Byline: Sidney Rutberg

NEW YORK — To help nail down a deal, The Texas Pacific Group has reportedly altered the terms for its leveraged buyout of J. Crew Group by reducing the debt of the surviving company by about $49 million.
As a result, Moody’s Investors Service has upgraded the credit rating of a bond issue by parent J. Crew Corp. to help finance the deal. The upgrade should help the sale of $315 million in junk bonds being conducted through a private placement and enable the planned purchase to go forward.
To reduce the debt, Texas Pacific has increased the capital being injected in the business by $20 million, reduced the purchase price by $20 million to about $540 million, and added $9 million to J. Crew’s coffers by selling receivables, according to reports Tuesday in the bond market.
As reported, Texas Pacific plans to buy 88 percent of J. Crew. The deal was threatened when a bond issue representing a major piece of the financing was canceled last Friday. The withdrawal followed reports that third-quarter results at J. Crew were below expectations and September same-store sales of the retail division were down 13.6 percent.
With the reduction of post-purchase debt, Moody’s raised the rating of $175 million in senior subordinated debentures to B3 from Caa1. Moody’s said Tuesday that “the upgrade reflects lower debt at the operating company as a result of a reduced purchase price for the company,” reduced bank debt and other credit enhancements.
The rating of another part of the financing, $140 million in discount debentures (zeros) to be issued by the holding company of J. Crew Corp., has been affirmed at Caa2. Moody’s said that holders of the discount notes “do not significantly benefit from the changes to the capital structure.”
According to reports in the high-yield bond market, in addition to the upgrade, the interest rate on the senior subordinated notes, which mature in 2007, will be increased to 10 1/4 percent from 10 percent and the yield on the zeros will be raised to 13 percent from 12 7/8. The zeros mature in 2008.
The debt issues were to be privately placed through Donaldson, Lufkin & Jenrette, and Friday’s cancellation was regarded in the bond market as highly unusual.
However, according to high-yield bond analysts, the deal is once again a “go.”
One analyst said that DLJ has already resumed marketing efforts on the bonds.
The changes made by Texas Pacific were widely expected among bond analysts earlier this week.
The Texas Pacific deal also provides for Emily Woods, chief designer at J. Crew and daughter of the founder Arthur Cinader Sr., to hold 12 percent of the equity.
Texas Pacific, a $2.5 billion investment partnership based in Fort Worth, Tex., and San Francisco, could not be reached for comment.

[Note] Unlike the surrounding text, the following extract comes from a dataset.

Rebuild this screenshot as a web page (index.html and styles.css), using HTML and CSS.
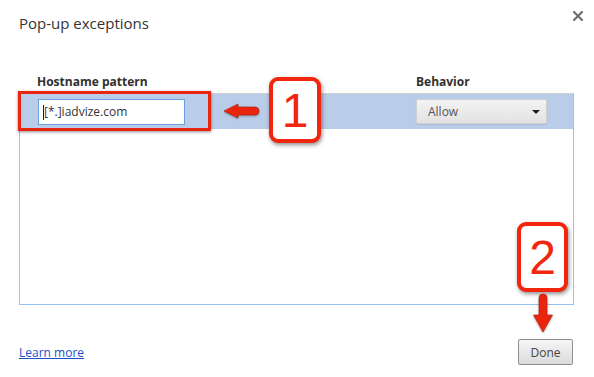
FILE: index.html
```html
<!DOCTYPE html>
<html>
<head>
<meta charset="utf-8">
<title>Pop-up exceptions</title>
<link rel="stylesheet" href="styles.css">
</head>
<body>
<div class="dialog">
  <header class="head">
    <h1 class="title">Pop-up exceptions</h1>
    <svg class="close" width="10" height="10" viewBox="0 0 10 10"><path d="M1 1 L9 9 M9 1 L1 9" stroke="#6f6f6f" stroke-width="2.2" stroke-linecap="square"/></svg>
  </header>

  <div class="cols">
    <span class="col-label">Hostname pattern</span>
    <span class="col-label">Behavior</span>
  </div>

  <div class="list">
    <div class="row selected">
      <div class="field"><span class="caret"></span>[*.]iadvize.com</div>
      <div class="select"><span>Allow</span><span class="tri"></span></div>
    </div>
  </div>

  <footer class="foot">
    <a class="learn" href="#">Learn more</a>
    <button class="done">Done</button>
  </footer>

  <div class="hl"></div>
  <svg class="arrow-left" width="40" height="18" viewBox="0 0 40 18"><path d="M2 9 L16 2 L16 5 L33 5 A4 4 0 0 1 33 13 L16 13 L16 16 Z" fill="#ea250e" stroke="#b51a08" stroke-width="0.6"/></svg>
  <div class="num num1">1</div>
  <div class="num num2">2</div>
  <svg class="arrow-down" width="22" height="42" viewBox="0 0 22 42"><path d="M7 6 A4 4 0 0 1 15 6 L15 23 L20.5 23 L11 40 L1.5 23 L7 23 Z" fill="#ea250e" stroke="#b51a08" stroke-width="0.6"/></svg>
</div>
</body>
</html>
```

FILE: styles.css
```css
* { box-sizing: border-box; }
html, body { margin: 0; padding: 0; background: #ffffff; }
body { font-family: "Open Sans", "Noto Sans", "Liberation Sans", sans-serif; color: #333; }

.dialog {
  position: relative;
  width: 594px;
  height: 377px;
  background: #fff;
  padding: 0 20px 0 19px;
  display: flex;
  flex-direction: column;
}

.head {
  display: flex;
  justify-content: space-between;
  align-items: flex-start;
  padding: 13px 0 0 0;
  margin-right: -9px;
}
.title {
  margin: 0;
  font-size: 15px;
  line-height: 20px;
  font-weight: normal;
  color: #333;
}
.close { margin-top: -2px; display: block; }

.cols {
  display: grid;
  grid-template-columns: 1fr 132px;
  padding: 0 26px 0 18px;
  margin-top: 41px;
}
.col-label {
  font-size: 12px;
  line-height: 16px;
  font-weight: bold;
  color: #303030;
}

.list {
  margin-top: 3px;
  height: 212px;
  border: 1px solid #97c1f3;
  border-top-color: #cfcfcf;
}
.row {
  display: grid;
  grid-template-columns: 1fr 131px;
  align-items: start;
  height: 35px;
  padding: 5px 26px 0 18px;
}
.row.selected { background: #bacde8; }

.field {
  width: 147px;
  height: 26px;
  background: #fff;
  border: 1px solid #6a9fe2;
  font-size: 12px;
  line-height: 24px;
  padding-left: 4px;
  color: #333;
  display: flex;
  align-items: center;
  white-space: nowrap;
}
.caret {
  display: inline-block;
  width: 1px;
  height: 15px;
  background: #222;
  margin-right: 0;
}

.select {
  height: 25px;
  border: 1px solid #d0d0d0;
  border-radius: 2px;
  background: linear-gradient(#f3f3f3, #e2e2e2);
  box-shadow: 0 1px 1px rgba(0,0,0,0.08);
  display: flex;
  align-items: center;
  justify-content: space-between;
  padding: 0 6px 0 11px;
  font-size: 12px;
  color: #555;
}
.tri {
  width: 0;
  height: 0;
  border-left: 4px solid transparent;
  border-right: 4px solid transparent;
  border-top: 4px solid #1e1e1e;
}

.foot {
  margin-top: 34px;
  display: flex;
  justify-content: space-between;
  align-items: center;
  margin-right: 1px;
  margin-left: 0;
}
.learn {
  font-size: 12px;
  line-height: 16px;
  color: #1b50c8;
  text-decoration: underline;
  margin-top: 2px;
}
.done {
  width: 55px;
  height: 26px;
  border: 1px solid #8e8e8e;
  border-radius: 2px;
  background: linear-gradient(#f5f5f5, #dcdcdc);
  font-family: "Open Sans", "Noto Sans", sans-serif;
  font-size: 12px;
  color: #444;
  padding: 0;
}

/* annotations */
.hl {
  position: absolute;
  left: 18px;
  top: 91px;
  width: 193px;
  height: 40px;
  border: 3px solid #e8250f;
  box-shadow: 0 1px 3px rgba(0,0,0,0.45);
}
.arrow-left {
  position: absolute;
  left: 222px;
  top: 102px;
  filter: drop-shadow(0 1px 1px rgba(0,0,0,0.35));
}
.arrow-down {
  position: absolute;
  left: 532px;
  top: 292px;
  filter: drop-shadow(0 1px 1px rgba(0,0,0,0.35));
}
.num {
  position: absolute;
  background: #fff;
  border: 4px solid #f2250d;
  border-radius: 9px;
  box-shadow: 1px 2px 4px rgba(0,0,0,0.45);
  font-family: "Liberation Sans", Arial, sans-serif;
  color: #f0260e;
  font-size: 48px;
  display: flex;
  align-items: center;
  justify-content: center;
}
.num1 { left: 269px; top: 77px; width: 52px; height: 66px; }
.num2 { left: 517px; top: 222px; width: 51px; height: 70px; }
```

Neither would J. Crew or DLJ comment. There has been no official confirmation by any of the principals in the deal that the purchase was in the works.
Late last month, Moody’s rated the senior subordinated notes at Caa1 and the zeros, which are to be issued by J. Crew Group, the holding company for J. Crew Corp., at Caa2.

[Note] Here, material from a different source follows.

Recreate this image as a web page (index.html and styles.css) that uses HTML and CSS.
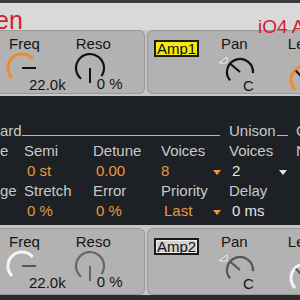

In rating the issues, Moody’s noted that the company is highly leveraged, with thin coverage of its fixed costs. It also noted that operationally, the company has performed below some of its catalog competitors.
However, the agency did note that J. Crew is a strong brand and the company had the potential to reduce costs and increase productivity.
These observations were repeated in Tuesday’s upgrade.
Last year, J. Crew’s revenues were about $800 million, with about half the revenues coming from the J. Crew brand catalog.